We always translate or influence food the way we want. We don’t take something and copy. For example, usually fish is steamed in banana leaves, but here we grill the fish first and then steam it, so it gives extra flavour. We are also presenting it in a more market-like style. For instance, a broken coconut is served with the curry. You don’t eat it, it’s just for presentation. We go to Pali Hill market and take only what is there, instead of importing every ingredient.
What did you like at Pali Hill market?
The smell — I love it. The smell of spices, it’s very simple. In Pali market, I like the fact that everything you want, they will get. They say “chalo chalo, 1 second”, they will give you a chai, and go to bring it. Even if it’s from the other side of the market. I like the fact (that) there is the human touch. It’s not like supermarkets, which have come up, with vegetables from Italy. Those are like a museum. Pali Hill is real life. We buy the poultry from there. For fish we go to Santa Cruz fish market, which is very nice. They always have fresh calamari at 4 in the morning. If you come there at 4am, you will see all this salty water from the sea with the fish, in buckets.
What do you remember of Mumbai food when you lived there from 2004 to 2006?

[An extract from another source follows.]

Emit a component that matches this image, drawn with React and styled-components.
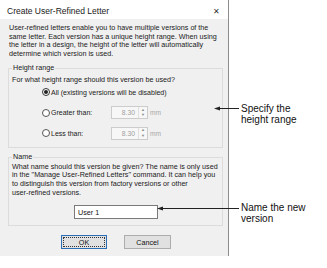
import styled, { createGlobalStyle } from "styled-components";

const GlobalStyle = createGlobalStyle`
  html, body {
    margin: 0;
    padding: 0;
    background: #ffffff;
  }
`;

const Page = styled.div`
  position: relative;
  width: 327px;
  height: 268px;
  overflow: hidden;
  background: #ffffff;
  font-family: "Liberation Sans", Arial, sans-serif;
`;

const Dialog = styled.div`
  width: 228px;
  height: 256px;
  border-right: 1px solid #8c8c8c;
  display: flex;
  flex-direction: column;
`;

const TitleBar = styled.div`
  height: 19px;
  flex: none;
  background: #ffffff;
  display: flex;
  align-items: center;
  justify-content: space-between;
  padding: 3px 8px 0 7px;
  box-sizing: border-box;
  font-size: 8.5px;
  color: #1a1a1a;
`;

const Close = styled.span`
  font-size: 8px;
  color: #333;
`;

const Body = styled.div`
  flex: 1;
  background: #f0f0f0;
  padding: 5px 5px 0 8px;
  display: flex;
  flex-direction: column;
`;

const Para = styled.div`
  font-size: 7.2px;
  line-height: ${(p) => p.$lh || 8.5}px;
  color: #1a1a1a;
  white-space: nowrap;
  margin: ${(p) => p.$top || 0}px 0 0 ${(p) => p.$indent || 0}px;
`;

const Group = styled.fieldset`
  margin: ${(p) => p.$top}px 0 0 0;
  padding: 0 0 0 2px;
  border: 1px solid #dcdcdc;
  height: ${(p) => p.$height}px;
  box-sizing: border-box;
  min-width: 0;
  display: flex;
  flex-direction: column;
`;

const Legend = styled.legend`
  font-size: 7.2px;
  line-height: 8px;
  height: 8px;
  color: #1a1a1a;
  padding: 0 1px;
  margin-left: 1px;
`;

const RadioList = styled.div`
  display: flex;
  flex-direction: column;
  gap: 6.5px;
  margin: 1px 0 0 31px;
`;

const RadioRow = styled.div`
  display: flex;
  align-items: center;
  height: 14px;
`;

const RadioLabel = styled.div`
  display: flex;
  align-items: center;
  gap: 1px;
  width: ${(p) => (p.$wide ? "auto" : "69px")};
  font-size: 7px;
  color: #1a1a1a;
  white-space: nowrap;
`;

const Circle = styled.span`
  width: 8px;
  height: 8px;
  border-radius: 50%;
  border: 1px solid ${(p) => (p.$on ? "#333" : "#555")};
  background: #fff;
  box-sizing: border-box;
  display: flex;
  align-items: center;
  justify-content: center;
  &::after {
    content: "";
    width: 4px;
    height: 4px;
    border-radius: 50%;
    background: ${(p) => (p.$on ? "#222" : "transparent")};
  }
`;

const Spin = styled.div`
  width: 37px;
  height: 13px;
  border: 1px solid #cccccc;
  background: #f7f7f7;
  box-sizing: border-box;
  display: flex;
`;

const SpinValue = styled.div`
  flex: 1;
  font-size: 6.8px;
  color: #a0a0a0;
  display: flex;
  align-items: center;
  justify-content: flex-end;
  padding-right: 3px;
`;

const SpinButtons = styled.div`
  width: 8px;
  border-left: 1px solid #e0e0e0;
  display: flex;
  flex-direction: column;
  align-items: center;
  justify-content: space-around;
  font-size: 4px;
  line-height: 4px;
  color: #8a8a8a;
`;

const Unit = styled.span`
  margin-left: 2px;
  font-size: 6.6px;
  color: #a8a8a8;
`;

const InputRow = styled.div`
  display: flex;
  margin: 8px 0 0 63px;
`;

const TextInput = styled.div`
  width: 84px;
  height: 14px;
  border: 1px solid #7a7a7a;
  background: #ffffff;
  box-sizing: border-box;
  font-size: 7.2px;
  color: #111;
  display: flex;
  align-items: center;
  padding-left: 3px;
`;

const ButtonRow = styled.div`
  display: flex;
  gap: 17px;
  margin: 9px 0 0 53px;
`;

const Button = styled.div`
  width: ${(p) => p.$w}px;
  height: 14px;
  box-sizing: border-box;
  background: #e1e1e1;
  border: 1px solid ${(p) => (p.$primary ? "#2b6fb6" : "#adadad")};
  display: flex;
  align-items: center;
  justify-content: center;
  font-size: 7.2px;
  color: #111;
  position: relative;
  &::after {
    content: "";
    display: ${(p) => (p.$primary ? "block" : "none")};
    position: absolute;
    inset: 1px;
    border: 1px dotted #333;
  }
`;

const Callout = styled.div`
  position: absolute;
  left: ${(p) => p.$x}px;
  top: ${(p) => p.$y}px;
  font-family: "Liberation Sans", Arial, sans-serif;
  font-size: 10px;
  line-height: 11px;
  color: #111;
`;

const ArrowSvg = styled.svg`
  position: absolute;
  left: 0;
  top: 0;
  pointer-events: none;
`;

const Arrow = ({ x1, x2, y }) => (
  <g>
    <line x1={x1 + 3} y1={y + 0.5} x2={x2} y2={y + 0.5} stroke="#222" strokeWidth="1" />
    <polygon points={`${x1},${y + 0.5} ${x1 + 6},${y - 1.5} ${x1 + 6},${y + 2.5}`} fill="#222" />
  </g>
);

const SpinBox = () => (
  <>
    <Spin>
      <SpinValue>8.30</SpinValue>
      <SpinButtons>
        <span>▲</span>
        <span>▼</span>
      </SpinButtons>
    </Spin>
    <Unit>mm</Unit>
  </>
);

export default function App() {
  return (
    <Page>
      <GlobalStyle />
      <Dialog>
        <TitleBar>
          <span>Create User-Refined Letter</span>
          <Close>✕</Close>
        </TitleBar>
        <Body>
          <Para $indent={1}>
            User-refined letters enable you to have multiple versions of the
            <br />
            same letter. Each version has a unique height range. When using
            <br />
            the letter in a design, the height of the letter will automatically
            <br />
            determine which version is used.
          </Para>
          <Group $top={6} $height={84}>
            <Legend>Height range</Legend>
            <Para $indent={1} $top={3.5}>
              For what height range should this version be used?
            </Para>
            <RadioList>
              <RadioRow>
                <RadioLabel $wide>
                  <Circle $on />
                  All (existing versions will be disabled)
                </RadioLabel>
              </RadioRow>
              <RadioRow>
                <RadioLabel>
                  <Circle />
                  Greater than:
                </RadioLabel>
                <SpinBox />
              </RadioRow>
              <RadioRow>
                <RadioLabel>
                  <Circle />
                  Less than:
                </RadioLabel>
                <SpinBox />
              </RadioRow>
            </RadioList>
          </Group>
          <Group $top={5} $height={73}>
            <Legend>Name</Legend>
            <Para $indent={1} $top={1.8} $lh={8.6}>
              What name should this version be given? The name is only used
              <br />
              in the "Manage User-Refined Letters" command. It can help you
              <br />
              to distinguish this version from factory versions or other
              <br />
              user-refined versions.
            </Para>
            <InputRow>
              <TextInput>User 1</TextInput>
            </InputRow>
          </Group>
          <ButtonRow>
            <Button $w={46} $primary>OK</Button>
            <Button $w={47}>Cancel</Button>
          </ButtonRow>
        </Body>
      </Dialog>
      <ArrowSvg width="327" height="268">
        <Arrow x1={214} x2={239} y={108} />
        <Arrow x1={157} x2={239} y={208} />
      </ArrowSvg>
      <Callout $x={241} $y={103}>
        Specify the
        <br />
        height range
      </Callout>
      <Callout $x={241} $y={202}>
        Name the new
        <br />
        version
      </Callout>
    </Page>
  );
}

I remember it was a lot cheaper. Five years ago, my friend and I had eaten the same amount of food at Kareem’s in Bandra and spent Rs170. Today we spent Rs1,200. But my chai is still Rs3. India is importing much more. I see many more suppliers and types of fish, meat and vegetables which weren’t there. Earlier, our supplier of dairy products used to send me one page (of a product list). Now he sends me 17 pages. As for eating, then I couldn’t eat any spices. Today I’m a hero. I remember being very impressed with the tandoori. I had never seen it before—marinated in yogurt, cashew, spices and mustard oil. In no part of Asia did I see yogurt in food.